It was the third weekend in a row my 8-year-old had to write a biography for homework. And of course, in order to write one, he had to read one first. I pulled the Benjamin Franklin book out of Theo's bag and practically fainted when I saw its thickness. I glanced out the window at the first snow of winter, which had Theo in little-boy ecstasy as soon as he woke up. Sorry, snow, it's gonna be a while before he can play with you.

The book was on Theo's reading level, so I asked him to read it to me. It took 20 minutes to get through the first two chapters, and as I knew we'd never get to the writing portion at that rate, I read him the rest of the book. It took about an hour.

And so we sped through Ben's life. The printing press stuff, the invention stuff, the famous sayings stuff, the Declaration of Independence and Constitution stuff.

When we were finished reading the book, I asked Theo why Ben was important. "I don't know." I asked him what he invented. "A swimming machine." Yeah, buddy, when he was a kid.

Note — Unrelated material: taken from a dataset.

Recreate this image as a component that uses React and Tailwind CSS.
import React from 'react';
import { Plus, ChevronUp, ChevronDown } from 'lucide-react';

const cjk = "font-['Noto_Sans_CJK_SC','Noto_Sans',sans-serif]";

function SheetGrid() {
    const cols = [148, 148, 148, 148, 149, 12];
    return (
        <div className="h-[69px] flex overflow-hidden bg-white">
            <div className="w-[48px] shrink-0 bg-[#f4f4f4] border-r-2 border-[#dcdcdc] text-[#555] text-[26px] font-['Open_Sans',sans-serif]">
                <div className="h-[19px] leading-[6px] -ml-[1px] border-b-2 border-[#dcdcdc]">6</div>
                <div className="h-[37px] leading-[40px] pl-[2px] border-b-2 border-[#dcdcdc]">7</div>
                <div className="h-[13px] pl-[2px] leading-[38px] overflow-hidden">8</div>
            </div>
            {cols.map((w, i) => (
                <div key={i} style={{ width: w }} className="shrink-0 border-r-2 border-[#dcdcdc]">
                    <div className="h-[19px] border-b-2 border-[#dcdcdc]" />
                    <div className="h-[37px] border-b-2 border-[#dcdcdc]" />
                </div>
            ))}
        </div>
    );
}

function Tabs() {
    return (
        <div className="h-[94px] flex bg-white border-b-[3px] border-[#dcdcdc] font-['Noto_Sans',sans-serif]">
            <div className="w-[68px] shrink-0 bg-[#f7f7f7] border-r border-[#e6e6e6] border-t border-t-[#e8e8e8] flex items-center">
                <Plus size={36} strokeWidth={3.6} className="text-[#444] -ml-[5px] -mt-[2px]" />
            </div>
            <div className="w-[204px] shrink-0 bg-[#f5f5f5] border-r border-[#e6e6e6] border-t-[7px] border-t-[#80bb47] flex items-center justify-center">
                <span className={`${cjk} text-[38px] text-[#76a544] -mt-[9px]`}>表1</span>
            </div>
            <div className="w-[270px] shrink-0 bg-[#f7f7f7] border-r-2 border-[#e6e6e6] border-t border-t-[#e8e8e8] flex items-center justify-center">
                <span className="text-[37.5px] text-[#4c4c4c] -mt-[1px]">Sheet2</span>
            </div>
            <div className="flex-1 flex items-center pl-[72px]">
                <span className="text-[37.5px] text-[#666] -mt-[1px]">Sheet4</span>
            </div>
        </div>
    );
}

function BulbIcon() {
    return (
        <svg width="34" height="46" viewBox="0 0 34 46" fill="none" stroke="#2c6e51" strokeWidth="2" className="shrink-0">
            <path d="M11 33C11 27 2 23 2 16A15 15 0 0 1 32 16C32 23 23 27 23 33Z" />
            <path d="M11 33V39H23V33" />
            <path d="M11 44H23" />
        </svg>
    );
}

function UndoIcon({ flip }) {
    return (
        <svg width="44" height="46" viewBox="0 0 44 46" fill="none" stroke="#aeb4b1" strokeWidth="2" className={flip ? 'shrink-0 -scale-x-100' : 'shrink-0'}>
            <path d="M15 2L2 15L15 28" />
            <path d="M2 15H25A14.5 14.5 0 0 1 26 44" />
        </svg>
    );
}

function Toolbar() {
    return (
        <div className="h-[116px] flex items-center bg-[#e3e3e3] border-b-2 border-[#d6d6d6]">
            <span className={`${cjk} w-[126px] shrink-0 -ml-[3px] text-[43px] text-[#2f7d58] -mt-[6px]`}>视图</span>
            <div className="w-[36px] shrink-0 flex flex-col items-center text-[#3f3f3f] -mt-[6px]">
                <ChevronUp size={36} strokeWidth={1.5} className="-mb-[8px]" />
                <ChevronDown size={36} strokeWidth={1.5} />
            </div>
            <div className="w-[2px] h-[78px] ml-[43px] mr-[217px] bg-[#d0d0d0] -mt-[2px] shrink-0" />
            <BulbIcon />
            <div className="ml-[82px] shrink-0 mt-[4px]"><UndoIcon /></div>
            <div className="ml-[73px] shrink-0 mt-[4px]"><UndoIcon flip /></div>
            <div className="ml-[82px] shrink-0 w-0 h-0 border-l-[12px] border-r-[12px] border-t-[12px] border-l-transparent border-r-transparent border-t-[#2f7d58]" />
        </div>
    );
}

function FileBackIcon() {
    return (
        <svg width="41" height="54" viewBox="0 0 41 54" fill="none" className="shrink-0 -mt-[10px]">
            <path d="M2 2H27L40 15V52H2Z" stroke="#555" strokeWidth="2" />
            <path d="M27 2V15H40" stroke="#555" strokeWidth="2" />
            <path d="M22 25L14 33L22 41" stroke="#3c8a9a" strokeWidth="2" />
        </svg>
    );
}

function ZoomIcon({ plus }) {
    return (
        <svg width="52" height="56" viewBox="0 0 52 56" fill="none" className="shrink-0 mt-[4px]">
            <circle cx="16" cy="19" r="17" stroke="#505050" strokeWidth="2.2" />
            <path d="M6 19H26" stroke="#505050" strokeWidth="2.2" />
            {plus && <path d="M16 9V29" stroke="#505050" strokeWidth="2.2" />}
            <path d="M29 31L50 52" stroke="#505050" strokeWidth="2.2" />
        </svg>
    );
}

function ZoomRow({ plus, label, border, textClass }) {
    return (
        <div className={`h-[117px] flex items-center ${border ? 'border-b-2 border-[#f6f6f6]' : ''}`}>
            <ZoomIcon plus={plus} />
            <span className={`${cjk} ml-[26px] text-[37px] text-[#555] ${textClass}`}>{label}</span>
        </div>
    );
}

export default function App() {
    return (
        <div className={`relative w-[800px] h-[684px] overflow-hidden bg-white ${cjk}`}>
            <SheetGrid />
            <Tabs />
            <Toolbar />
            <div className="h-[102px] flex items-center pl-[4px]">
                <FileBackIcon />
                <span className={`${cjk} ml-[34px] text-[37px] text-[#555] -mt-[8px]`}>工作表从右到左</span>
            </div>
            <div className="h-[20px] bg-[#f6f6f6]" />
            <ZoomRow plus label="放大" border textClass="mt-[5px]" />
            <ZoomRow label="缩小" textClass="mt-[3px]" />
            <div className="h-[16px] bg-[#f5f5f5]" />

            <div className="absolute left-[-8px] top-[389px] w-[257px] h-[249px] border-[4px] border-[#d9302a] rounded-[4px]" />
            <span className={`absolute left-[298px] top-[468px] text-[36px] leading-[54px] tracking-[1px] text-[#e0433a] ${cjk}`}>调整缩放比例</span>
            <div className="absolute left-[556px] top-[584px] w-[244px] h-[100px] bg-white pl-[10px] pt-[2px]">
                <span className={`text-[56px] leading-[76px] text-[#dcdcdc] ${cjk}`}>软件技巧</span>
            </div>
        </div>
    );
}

What did he invent as a grown-up? "A hot-air balloon." I sighed, partly with the understanding that of course those are the things that would interest a little boy, and mostly with frustration that he'd absorbed almost none of what we read in the last 90 minutes and we still had a whole biography to write.

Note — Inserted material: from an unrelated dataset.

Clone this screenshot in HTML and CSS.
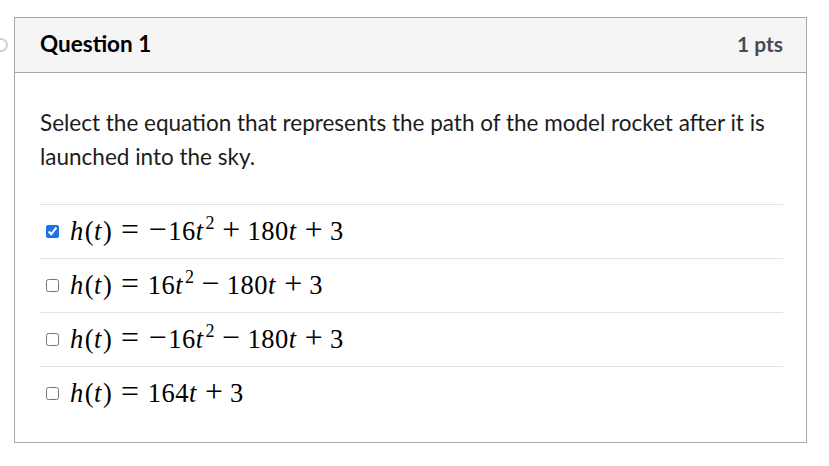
FILE: index.html
```
<!DOCTYPE html>
<html>
<head>
<meta charset="utf-8">
<link rel="stylesheet" href="styles.css">
</head>
<body>
<div class="page">
  <div class="edge-mark"></div>
  <div class="card">
    <div class="header">
      <span class="title">Question 1</span>
      <span class="pts">1 pts</span>
    </div>
    <div class="body">
      <p class="prompt">Select the equation that represents the path of the model rocket after it is launched into the sky.</p>
      <div class="answers">
        <label class="answer"><input type="checkbox" checked><span class="math"><i>h</i>(<i>t</i>)<span class="rel">=</span><span class="un">−</span>16<i>t</i><sup>2</sup><span class="bin">+</span>180<i>t</i><span class="bin">+</span>3</span></label>
        <label class="answer"><input type="checkbox"><span class="math"><i>h</i>(<i>t</i>)<span class="rel">=</span>16<i>t</i><sup>2</sup><span class="bin">−</span>180<i>t</i><span class="bin">+</span>3</span></label>
        <label class="answer"><input type="checkbox"><span class="math"><i>h</i>(<i>t</i>)<span class="rel">=</span><span class="un">−</span>16<i>t</i><sup>2</sup><span class="bin">−</span>180<i>t</i><span class="bin">+</span>3</span></label>
        <label class="answer"><input type="checkbox"><span class="math"><i>h</i>(<i>t</i>)<span class="rel">=</span>164<i>t</i><span class="bin">+</span>3</span></label>
      </div>
    </div>
  </div>
</div>
</body>
</html>
```
FILE: styles.css
```
html, body {
  margin: 0;
  padding: 0;
  background: #ffffff;
}
body {
  font-family: Lato, "Liberation Sans", sans-serif;
  color: #2d3b45;
}
.page {
  position: relative;
  padding: 17px 22px 0 14px;
  width: 829px;
  box-sizing: border-box;
}
.edge-mark {
  position: absolute;
  left: -6px;
  top: 38px;
  width: 10px;
  height: 10px;
  border-radius: 50%;
  border: 2px solid #c4d3e0;
}
.card {
  border: 1px solid #a8a8a8;
  width: 793px;
  box-sizing: border-box;
  height: 426px;
}
.header {
  height: 55px;
  background: #f5f5f5;
  border-bottom: 1px solid #a8a8a8;
  display: flex;
  align-items: center;
  justify-content: space-between;
  padding: 0 23px 0 25px;
  box-sizing: border-box;
}
.title {
  font-weight: 700;
  font-size: 22.5px;
  color: #000000;
  margin-top: -3px;
}
.pts {
  font-weight: 700;
  font-size: 21px;
  color: #444c55;
  margin-top: -3px;
}
.body {
  padding: 33px 23px 0 25px;
}
.prompt {
  margin: 0 0 30px 0;
  font-size: 22.5px;
  line-height: 34px;
  color: #1c1c1c;
}
.answers {
  border-top: 1px solid #e3e3e3;
}
.answer {
  display: flex;
  align-items: center;
  height: 53px;
  border-bottom: 1px solid #e3e3e3;
  padding-left: 6px;
}
.answer:last-child {
  border-bottom: none;
}
.answer input {
  margin: 0 11px 0 0;
  width: 13px;
  height: 13px;
  accent-color: #1a73e8;
}
.math {
  font-family: "Liberation Serif", "DejaVu Serif", serif;
  font-size: 26.5px;
  color: #000;
  white-space: nowrap;
  letter-spacing: 0.5px;
  margin-top: -3px;
}
.math i {
  font-style: italic;
  padding-right: 1px;
}
.math sup {
  font-size: 18px;
  vertical-align: 0;
  position: relative;
  top: -11px;
  margin-left: 1px;
}
.rel, .bin, .un {
  display: inline-block;
  font-size: 1.2em;
  width: 0.648em;
  text-align: center;
  letter-spacing: 0;
}
.rel {
  margin: 0 0.232em;
}
.bin {
  margin: 0 0.185em;
}
```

It was very clear who would be writing the thing.

And so we sat at the table and worked on an outline of Franklin's life, and the topics we would cover in each paragraph. Or more accurately, I worked on it, but discussed what I was writing out loud so I could at least feel like we were doing it together.

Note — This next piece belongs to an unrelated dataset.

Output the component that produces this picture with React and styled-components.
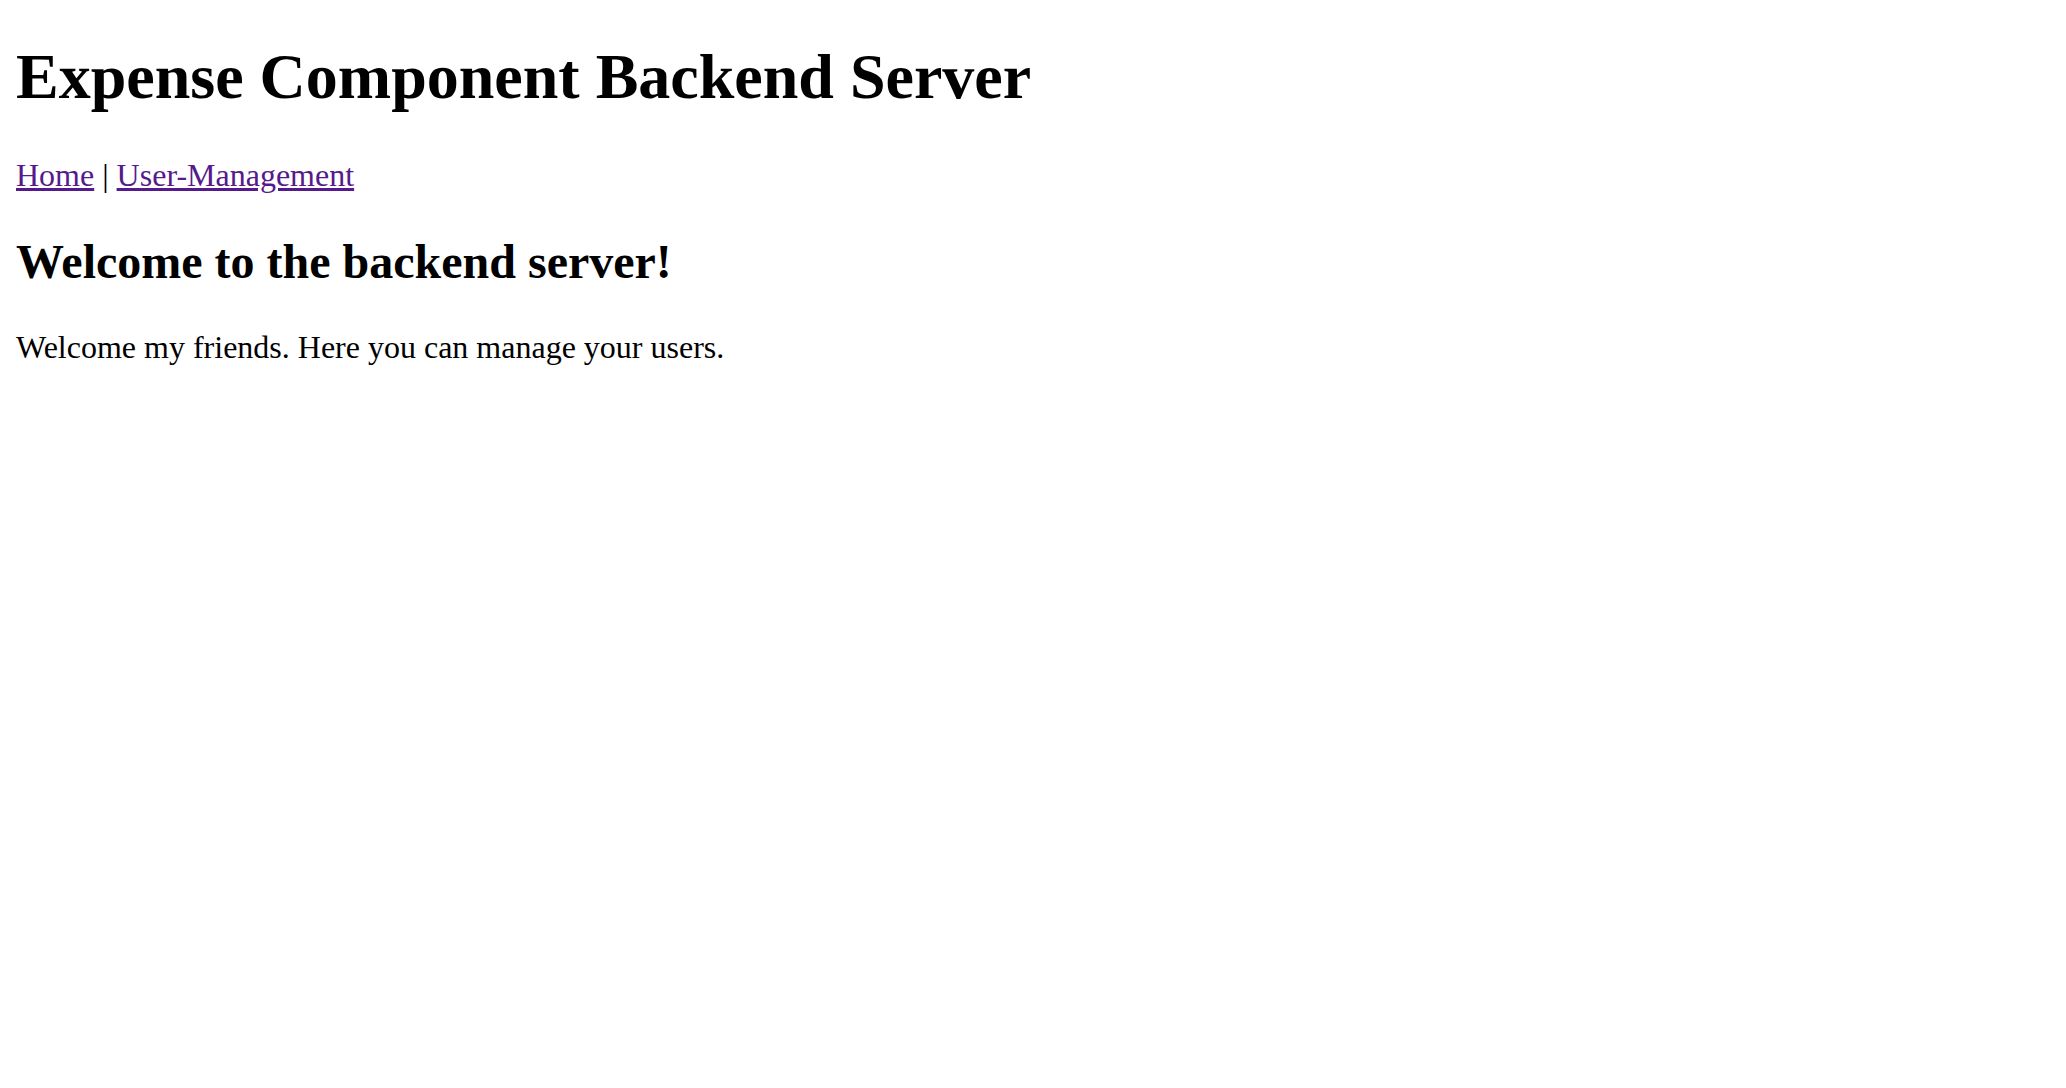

Off we went, one painful teeth-pulling paragraph at at time. It would go something like this:

What do you think we should say for the introduction?
I don't know.
How about where and when he was born?
Yeah.
So where was he born?
Philadelphia.
No, that's where he lived later. Let's check the book. I open the book to the first page and he skims it, looking for the answer. Impatient, I just point at the answer.
Boston.
Yep. Write it down.

And in paragraph 6:

Why is July 4 important?
We go to Coney Island.
Yes, because it's a holiday. Why is it a holiday?
I don't know.
Because that's when the Declaration of Independence was signed. Do you know what that is?
No.
And so I explain and hope he'll kinda sorta put it in his own words when he repeats my explanation on paper.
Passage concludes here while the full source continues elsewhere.